— EXERCISE —
Read the lines that follow and pick out every one containing the word "index".

=======

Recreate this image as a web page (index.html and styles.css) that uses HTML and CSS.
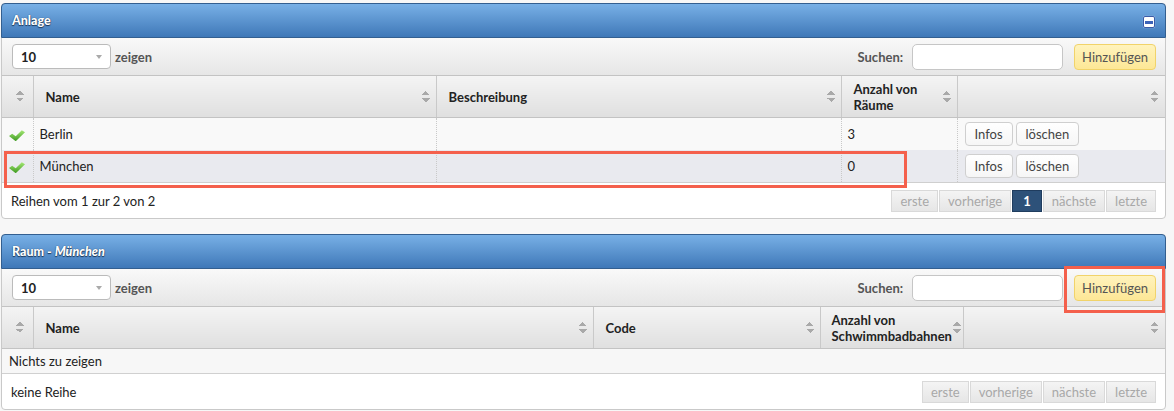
FILE: index.html
```html
<!DOCTYPE html>
<html lang="de">
<head>
  <meta charset="UTF-8">
  <title>Anlage</title>
  <link rel="stylesheet" href="styles.css">
</head>
<body>

<!-- Anlage -->
<div class="panel">
  <div class="panel-head">
    <span class="panel-title">Anlage</span>
    <span class="collapse"><span></span></span>
  </div>
  <div class="toolbar">
    <div class="length">
      <span class="select">10<span class="caret"></span></span>
      <span class="lbl">zeigen</span>
    </div>
    <div class="search">
      <span class="lbl">Suchen:</span>
      <span class="input"></span>
      <button class="add">Hinzufügen</button>
    </div>
  </div>
  <table class="grid">
    <colgroup>
      <col style="width:31px">
      <col style="width:403px">
      <col style="width:405px">
      <col style="width:116px">
      <col>
    </colgroup>
    <thead>
      <tr>
        <th class="first"><span class="sort"></span></th>
        <th><div class="th-in"><span>Name</span><span class="sort"></span></div></th>
        <th><div class="th-in"><span>Beschreibung</span><span class="sort"></span></div></th>
        <th><div class="th-in"><span>Anzahl von<br>Räume</span><span class="sort"></span></div></th>
        <th><div class="th-in"><span></span><span class="sort"></span></div></th>
      </tr>
    </thead>
    <tbody>
      <tr>
        <td class="first"><span class="check"></span></td>
        <td>Berlin</td>
        <td></td>
        <td>3</td>
        <td class="actions"><button class="btn">Infos</button><button class="btn">löschen</button></td>
      </tr>
      <tr class="selected">
        <td class="first"><span class="check"></span></td>
        <td>München</td>
        <td></td>
        <td>0</td>
        <td class="actions"><button class="btn">Infos</button><button class="btn">löschen</button></td>
      </tr>
    </tbody>
  </table>
  <div class="foot">
    <span>Reihen vom 1 zur 2 von 2</span>
    <div class="pager">
      <span>erste</span><span>vorherige</span><span class="current">1</span><span>nächste</span><span>letzte</span>
    </div>
  </div>
  <div class="mark mark-row"></div>
</div>

<!-- Raum -->
<div class="panel">
  <div class="panel-head">
    <span class="panel-title">Raum - <em>München</em></span>
  </div>
  <div class="toolbar">
    <div class="length">
      <span class="select">10<span class="caret"></span></span>
      <span class="lbl">zeigen</span>
    </div>
    <div class="search">
      <span class="lbl">Suchen:</span>
      <span class="input"></span>
      <button class="add">Hinzufügen</button>
    </div>
  </div>
  <table class="grid">
    <colgroup>
      <col style="width:31px">
      <col style="width:560px">
      <col style="width:227px">
      <col style="width:143px">
      <col>
    </colgroup>
    <thead>
      <tr>
        <th class="first"><span class="sort"></span></th>
        <th><div class="th-in"><span>Name</span><span class="sort"></span></div></th>
        <th><div class="th-in"><span>Code</span><span class="sort"></span></div></th>
        <th class="tight"><div class="th-in"><span>Anzahl von<br>Schwimmbadbahnen</span><span class="sort"></span></div></th>
        <th><div class="th-in"><span></span><span class="sort"></span></div></th>
      </tr>
    </thead>
    <tbody>
      <tr class="empty">
        <td colspan="5">Nichts zu zeigen</td>
      </tr>
    </tbody>
  </table>
  <div class="foot">
    <span>keine Reihe</span>
    <div class="pager">
      <span>erste</span><span>vorherige</span><span>nächste</span><span>letzte</span>
    </div>
  </div>
  <div class="mark mark-add"></div>
</div>

</body>
</html>
```

FILE: styles.css
```css
body {
  margin: 0;
  padding: 3px 8px 0 1px;
  font-family: Lato, "Open Sans", sans-serif;
  font-size: 13px;
  color: #222;
  background: #f7f7f7;
}
.panel {
  position: relative;
  background: #fff;
  border: 1px solid #c9c9c9;
  border-radius: 4px;
  margin-bottom: 15px;
}
.panel-head {
  display: flex;
  justify-content: space-between;
  align-items: center;
  height: 33px;
  margin: -1px -1px 0;
  padding: 0 10px;
  background: linear-gradient(#78b0e6, #3f78b8);
  border: 1px solid #335f90;
  border-radius: 4px 4px 0 0;
}
.panel-title {
  color: #fff;
  font-weight: 900;
  font-size: 12.5px;
  text-shadow: 0 1px 1px #1a3556, 0 0 1px #1a3556;
}
.panel-title em {
  font-style: italic;
}
.collapse {
  display: flex;
  align-items: center;
  justify-content: center;
  width: 10px;
  height: 10px;
  margin-top: 3px;
  background: #fff;
  border: 1px solid #3b5ca8;
  border-radius: 2px;
  box-shadow: 0 0 1px #c8d8f0;
}
.collapse span {
  width: 8px;
  height: 3px;
  background: #3d63b8;
}
.toolbar {
  display: flex;
  justify-content: space-between;
  align-items: center;
  height: 37px;
  padding: 0 9px 0 10px;
  background: linear-gradient(#f9f9f9, #e6e6e6);
  border-bottom: 1px solid #c3c3c3;
}
.length, .search {
  display: flex;
  align-items: center;
}
.lbl {
  font-weight: bold;
  color: #555;
}
.select {
  position: relative;
  display: flex;
  align-items: center;
  box-sizing: border-box;
  width: 99px;
  height: 25px;
  margin-right: 4px;
  padding-left: 8px;
  font-weight: bold;
  background: #fff;
  border: 1px solid #bbb;
  border-radius: 4px;
}
.caret {
  position: absolute;
  right: 8px;
  top: 10px;
  border-left: 3px solid transparent;
  border-right: 3px solid transparent;
  border-top: 4px solid #aaa;
}
.search .lbl {
  margin-right: 9px;
}
.input {
  box-sizing: border-box;
  width: 151px;
  height: 26px;
  background: #fff;
  border: 1px solid #c6c6c6;
  border-radius: 5px;
}
.add {
  margin-left: 11px;
  height: 26px;
  padding: 0 7px;
  font-family: inherit;
  font-size: 13px;
  color: #555;
  background: linear-gradient(#fff3bd, #fde796);
  border: 1px solid #f1d36a;
  border-radius: 4px;
}
.grid {
  width: 100%;
  border-collapse: collapse;
  table-layout: fixed;
}
.grid th {
  height: 41px;
  padding: 0 6px 0 12px;
  text-align: left;
  font-weight: bold;
  line-height: 16px;
  background: linear-gradient(#f4f4f4, #dfdfdf);
  border-right: 1px solid #c9c9c9;
  border-bottom: 1px solid #c3c3c3;
}
.grid th:last-child {
  border-right: none;
}
.grid th.first {
  padding: 0;
  text-align: center;
}
.grid th.tight {
  padding-left: 11px;
  padding-right: 2px;
}
.th-in {
  display: flex;
  justify-content: space-between;
  align-items: center;
}
.sort {
  display: inline-block;
  width: 8px;
  height: 11px;
  background:
    linear-gradient(to bottom right, transparent 50%, #a9a9a9 50%) 0 0 / 4px 4px no-repeat,
    linear-gradient(to bottom left, transparent 50%, #a9a9a9 50%) 4px 0 / 4px 4px no-repeat,
    linear-gradient(to top right, transparent 50%, #a9a9a9 50%) 0 7px / 4px 4px no-repeat,
    linear-gradient(to top left, transparent 50%, #a9a9a9 50%) 4px 7px / 4px 4px no-repeat;
}
.grid th.first .sort {
  margin-left: 6px;
}
.grid td {
  height: 32px;
  padding: 0 6px;
  background: #f9f9f9;
  border-right: 1px dotted #c9c9c9;
}
.grid td:last-child {
  border-right: none;
}
.grid td.first {
  padding: 0 0 0 7px;
}
.grid tr.selected td {
  height: 32px;
  background: #e9eaef;
  border-bottom: 1px solid #cfcfcf;
}
.grid tr.empty td {
  height: 24px;
  padding: 0 7px;
  background: #f7f7f7;
  border-bottom: 1px solid #d0d0d0;
}
.check {
  display: inline-block;
  width: 16px;
  height: 11px;
  background: linear-gradient(#a8ea78, #3f9b22);
  clip-path: polygon(0 52%, 20% 32%, 42% 56%, 80% 0, 100% 18%, 42% 100%);
  vertical-align: middle;
}
.actions {
  padding-left: 7px !important;
}
.btn {
  height: 24px;
  margin-right: 3px;
  padding: 0 9px;
  font-family: inherit;
  font-size: 13px;
  color: #444;
  background: linear-gradient(#fff, #f6f6f6);
  border: 1px solid #cfcfcf;
  border-radius: 4px;
}
.foot {
  display: flex;
  justify-content: space-between;
  align-items: center;
  height: 35px;
  padding: 0 9px 0 9px;
}
.pager {
  display: flex;
  gap: 1px;
}
.pager span {
  height: 20px;
  line-height: 20px;
  padding: 0 8px;
  color: #a8a8a8;
  background: linear-gradient(#f4f4f4, #e6e6e6);
  border: 1px solid #d9d9d9;
}
.pager span.current {
  padding: 0 10px;
  color: #fff;
  font-weight: bold;
  background: #2d5179;
  border-color: #1f3c5e;
}
.mark {
  position: absolute;
  border: 3px solid #f4604c;
}
.mark-row {
  left: 2px;
  top: 147px;
  width: 897px;
  height: 31px;
}
.mark-add {
  right: 0;
  top: 31px;
  width: 95px;
  height: 41px;
}
```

=======

— EXPECTED ANSWER —
Recreate this image as a web page (index.html and styles.css) that uses HTML and CSS.
FILE: index.html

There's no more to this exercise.